Draw out every line with the word "index" from the listing below.

>> BEGIN DATA EXCERPT

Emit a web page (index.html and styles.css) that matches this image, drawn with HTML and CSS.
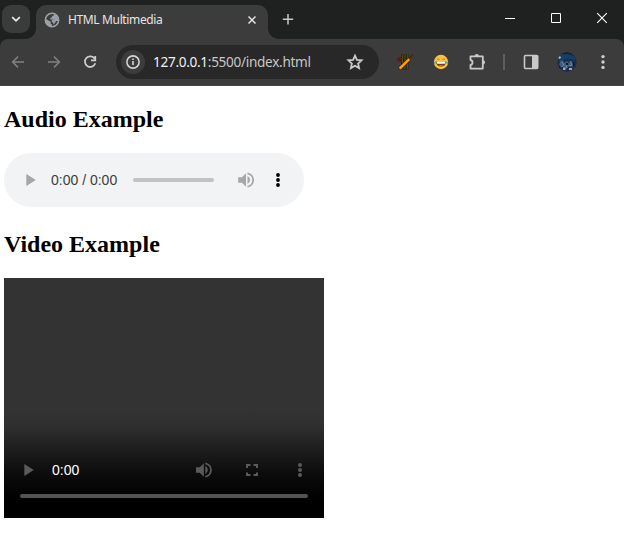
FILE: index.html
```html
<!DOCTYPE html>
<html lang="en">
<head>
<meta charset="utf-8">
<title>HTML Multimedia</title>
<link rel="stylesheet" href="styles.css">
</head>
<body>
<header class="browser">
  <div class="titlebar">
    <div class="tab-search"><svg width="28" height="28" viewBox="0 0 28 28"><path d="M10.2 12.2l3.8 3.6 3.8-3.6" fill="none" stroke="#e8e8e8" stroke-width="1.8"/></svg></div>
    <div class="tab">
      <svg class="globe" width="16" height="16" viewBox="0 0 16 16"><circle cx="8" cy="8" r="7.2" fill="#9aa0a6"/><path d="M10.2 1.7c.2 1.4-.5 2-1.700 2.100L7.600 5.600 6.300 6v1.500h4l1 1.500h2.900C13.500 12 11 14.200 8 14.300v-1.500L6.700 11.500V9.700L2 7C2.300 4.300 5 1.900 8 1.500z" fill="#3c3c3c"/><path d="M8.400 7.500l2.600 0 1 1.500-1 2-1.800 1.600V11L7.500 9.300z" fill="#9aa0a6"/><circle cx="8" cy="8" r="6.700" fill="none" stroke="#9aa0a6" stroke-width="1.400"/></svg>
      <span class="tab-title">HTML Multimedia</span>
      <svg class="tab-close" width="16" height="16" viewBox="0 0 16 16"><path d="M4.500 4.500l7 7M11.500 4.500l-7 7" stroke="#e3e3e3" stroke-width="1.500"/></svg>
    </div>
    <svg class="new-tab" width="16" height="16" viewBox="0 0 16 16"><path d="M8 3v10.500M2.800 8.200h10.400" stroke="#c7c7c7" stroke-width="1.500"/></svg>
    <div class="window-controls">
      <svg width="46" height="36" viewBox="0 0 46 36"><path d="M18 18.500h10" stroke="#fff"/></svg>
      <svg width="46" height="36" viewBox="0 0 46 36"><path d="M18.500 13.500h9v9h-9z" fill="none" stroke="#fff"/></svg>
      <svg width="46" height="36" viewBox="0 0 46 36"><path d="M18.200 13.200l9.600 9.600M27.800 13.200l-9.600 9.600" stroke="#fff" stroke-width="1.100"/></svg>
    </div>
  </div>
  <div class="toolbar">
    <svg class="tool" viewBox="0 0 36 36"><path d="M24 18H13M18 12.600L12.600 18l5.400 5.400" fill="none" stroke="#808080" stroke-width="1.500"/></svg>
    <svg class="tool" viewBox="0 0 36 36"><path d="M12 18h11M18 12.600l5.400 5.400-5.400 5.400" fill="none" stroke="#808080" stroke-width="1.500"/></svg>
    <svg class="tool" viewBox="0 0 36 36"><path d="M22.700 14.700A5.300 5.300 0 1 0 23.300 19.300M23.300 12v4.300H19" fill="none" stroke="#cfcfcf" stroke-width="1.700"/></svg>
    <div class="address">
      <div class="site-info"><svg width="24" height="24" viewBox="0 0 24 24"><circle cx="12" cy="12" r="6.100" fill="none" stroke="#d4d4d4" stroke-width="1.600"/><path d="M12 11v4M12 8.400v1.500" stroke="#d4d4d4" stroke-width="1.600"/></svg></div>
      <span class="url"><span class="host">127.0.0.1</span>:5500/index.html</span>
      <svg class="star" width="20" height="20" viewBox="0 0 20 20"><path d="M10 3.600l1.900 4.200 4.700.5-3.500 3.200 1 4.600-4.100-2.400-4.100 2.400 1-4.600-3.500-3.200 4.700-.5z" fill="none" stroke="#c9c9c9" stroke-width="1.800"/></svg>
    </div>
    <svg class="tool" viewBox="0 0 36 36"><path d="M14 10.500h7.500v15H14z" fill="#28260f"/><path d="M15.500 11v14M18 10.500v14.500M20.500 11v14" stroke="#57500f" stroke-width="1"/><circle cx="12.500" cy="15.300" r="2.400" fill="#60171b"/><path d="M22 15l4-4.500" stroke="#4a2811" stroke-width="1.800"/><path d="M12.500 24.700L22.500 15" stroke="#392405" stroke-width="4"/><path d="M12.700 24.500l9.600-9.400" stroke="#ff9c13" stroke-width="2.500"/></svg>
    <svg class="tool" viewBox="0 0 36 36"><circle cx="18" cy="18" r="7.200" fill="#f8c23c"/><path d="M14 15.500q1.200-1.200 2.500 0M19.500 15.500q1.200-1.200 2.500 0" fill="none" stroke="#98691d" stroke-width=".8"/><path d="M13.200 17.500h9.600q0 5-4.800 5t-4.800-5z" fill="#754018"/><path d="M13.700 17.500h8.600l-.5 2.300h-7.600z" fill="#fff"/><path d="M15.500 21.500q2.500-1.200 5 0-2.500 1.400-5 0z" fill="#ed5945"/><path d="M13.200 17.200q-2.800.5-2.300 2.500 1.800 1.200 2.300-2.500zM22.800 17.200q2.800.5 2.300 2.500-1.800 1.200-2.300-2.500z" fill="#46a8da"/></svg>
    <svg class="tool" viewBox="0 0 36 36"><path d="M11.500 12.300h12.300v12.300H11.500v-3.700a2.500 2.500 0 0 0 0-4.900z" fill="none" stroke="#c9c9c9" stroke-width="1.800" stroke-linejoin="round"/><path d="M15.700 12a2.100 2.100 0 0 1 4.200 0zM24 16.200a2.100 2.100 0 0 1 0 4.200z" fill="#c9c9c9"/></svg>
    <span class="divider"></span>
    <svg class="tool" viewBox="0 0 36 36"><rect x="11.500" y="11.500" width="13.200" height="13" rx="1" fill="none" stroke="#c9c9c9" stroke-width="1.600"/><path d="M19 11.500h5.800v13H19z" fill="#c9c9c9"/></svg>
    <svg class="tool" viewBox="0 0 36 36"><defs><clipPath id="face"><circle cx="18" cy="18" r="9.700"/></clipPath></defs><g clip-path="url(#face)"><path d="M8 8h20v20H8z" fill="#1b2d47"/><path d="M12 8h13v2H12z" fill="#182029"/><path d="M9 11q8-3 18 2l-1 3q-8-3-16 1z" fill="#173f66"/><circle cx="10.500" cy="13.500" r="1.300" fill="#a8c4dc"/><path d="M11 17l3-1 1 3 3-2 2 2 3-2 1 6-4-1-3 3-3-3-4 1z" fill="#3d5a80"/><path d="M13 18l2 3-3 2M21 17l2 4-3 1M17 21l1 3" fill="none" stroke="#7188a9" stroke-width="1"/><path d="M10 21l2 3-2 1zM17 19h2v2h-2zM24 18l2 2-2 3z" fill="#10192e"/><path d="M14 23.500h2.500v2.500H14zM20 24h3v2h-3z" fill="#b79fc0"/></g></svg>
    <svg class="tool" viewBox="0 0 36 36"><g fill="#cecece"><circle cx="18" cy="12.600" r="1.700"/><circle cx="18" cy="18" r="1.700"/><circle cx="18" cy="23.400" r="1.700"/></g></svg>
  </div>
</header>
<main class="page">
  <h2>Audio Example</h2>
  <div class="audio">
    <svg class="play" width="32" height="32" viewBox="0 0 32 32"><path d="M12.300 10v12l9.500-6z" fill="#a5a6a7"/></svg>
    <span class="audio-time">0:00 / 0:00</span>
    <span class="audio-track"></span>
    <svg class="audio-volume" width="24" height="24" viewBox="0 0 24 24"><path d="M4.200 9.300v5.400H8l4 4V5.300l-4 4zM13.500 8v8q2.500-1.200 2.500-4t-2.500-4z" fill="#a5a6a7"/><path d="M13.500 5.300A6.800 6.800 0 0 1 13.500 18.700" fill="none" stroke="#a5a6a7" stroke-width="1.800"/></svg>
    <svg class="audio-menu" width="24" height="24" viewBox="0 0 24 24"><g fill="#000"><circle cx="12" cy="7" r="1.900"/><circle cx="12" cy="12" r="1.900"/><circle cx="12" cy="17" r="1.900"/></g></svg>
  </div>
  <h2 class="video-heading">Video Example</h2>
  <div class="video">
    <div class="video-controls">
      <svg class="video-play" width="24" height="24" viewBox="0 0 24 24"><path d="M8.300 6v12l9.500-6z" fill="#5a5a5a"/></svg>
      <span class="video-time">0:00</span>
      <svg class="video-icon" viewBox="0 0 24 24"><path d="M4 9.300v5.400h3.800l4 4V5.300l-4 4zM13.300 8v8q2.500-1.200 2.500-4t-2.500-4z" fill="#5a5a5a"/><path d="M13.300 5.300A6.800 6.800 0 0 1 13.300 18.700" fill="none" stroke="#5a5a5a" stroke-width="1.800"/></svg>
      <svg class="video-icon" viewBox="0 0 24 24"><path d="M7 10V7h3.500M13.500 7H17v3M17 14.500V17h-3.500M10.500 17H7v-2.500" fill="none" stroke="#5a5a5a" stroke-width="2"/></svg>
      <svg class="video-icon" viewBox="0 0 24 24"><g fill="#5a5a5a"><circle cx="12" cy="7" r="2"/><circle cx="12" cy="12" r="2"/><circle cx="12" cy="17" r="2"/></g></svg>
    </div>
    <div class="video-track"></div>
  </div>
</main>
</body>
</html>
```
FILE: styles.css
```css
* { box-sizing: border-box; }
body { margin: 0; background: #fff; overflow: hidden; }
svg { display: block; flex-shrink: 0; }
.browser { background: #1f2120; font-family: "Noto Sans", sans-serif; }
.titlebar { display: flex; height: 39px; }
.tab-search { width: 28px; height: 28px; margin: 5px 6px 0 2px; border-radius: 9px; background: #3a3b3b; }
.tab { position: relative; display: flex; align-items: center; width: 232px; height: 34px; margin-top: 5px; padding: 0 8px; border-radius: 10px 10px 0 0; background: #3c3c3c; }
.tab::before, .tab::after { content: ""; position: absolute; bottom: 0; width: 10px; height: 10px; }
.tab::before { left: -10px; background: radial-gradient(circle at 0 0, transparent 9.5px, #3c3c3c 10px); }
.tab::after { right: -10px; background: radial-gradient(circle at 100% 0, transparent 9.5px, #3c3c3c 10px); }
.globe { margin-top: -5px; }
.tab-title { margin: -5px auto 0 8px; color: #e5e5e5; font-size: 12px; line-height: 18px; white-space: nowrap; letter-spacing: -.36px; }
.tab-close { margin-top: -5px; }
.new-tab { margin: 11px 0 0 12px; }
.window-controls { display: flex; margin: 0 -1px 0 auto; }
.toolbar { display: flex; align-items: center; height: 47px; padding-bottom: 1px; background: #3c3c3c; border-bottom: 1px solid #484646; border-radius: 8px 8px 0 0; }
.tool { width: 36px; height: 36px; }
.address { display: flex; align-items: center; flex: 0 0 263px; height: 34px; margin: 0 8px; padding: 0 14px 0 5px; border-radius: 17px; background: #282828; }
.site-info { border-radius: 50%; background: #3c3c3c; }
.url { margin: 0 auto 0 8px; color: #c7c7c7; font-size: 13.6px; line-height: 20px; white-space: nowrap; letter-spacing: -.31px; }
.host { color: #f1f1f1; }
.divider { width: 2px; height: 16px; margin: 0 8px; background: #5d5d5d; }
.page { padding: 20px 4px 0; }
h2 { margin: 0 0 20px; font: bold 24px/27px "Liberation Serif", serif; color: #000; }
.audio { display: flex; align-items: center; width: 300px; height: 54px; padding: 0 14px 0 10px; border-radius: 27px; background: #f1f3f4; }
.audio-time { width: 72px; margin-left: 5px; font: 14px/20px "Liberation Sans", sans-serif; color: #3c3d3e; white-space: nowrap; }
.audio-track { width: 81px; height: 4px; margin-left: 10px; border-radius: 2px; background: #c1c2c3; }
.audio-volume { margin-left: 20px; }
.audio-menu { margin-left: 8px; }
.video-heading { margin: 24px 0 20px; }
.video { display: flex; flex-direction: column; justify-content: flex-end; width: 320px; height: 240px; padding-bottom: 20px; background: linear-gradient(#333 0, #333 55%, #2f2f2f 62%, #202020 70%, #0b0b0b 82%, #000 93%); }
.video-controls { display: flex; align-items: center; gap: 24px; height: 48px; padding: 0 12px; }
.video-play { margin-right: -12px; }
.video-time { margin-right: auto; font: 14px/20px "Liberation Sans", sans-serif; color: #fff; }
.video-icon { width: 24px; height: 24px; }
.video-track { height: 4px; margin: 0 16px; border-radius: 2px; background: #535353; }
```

>> END DATA EXCERPT

PROBLEM SOLUTION -
Emit a web page (index.html and styles.css) that matches this image, drawn with HTML and CSS.
FILE: index.html
      <span class="url"><span class="host">127.0.0.1</span>:5500/index.html</span>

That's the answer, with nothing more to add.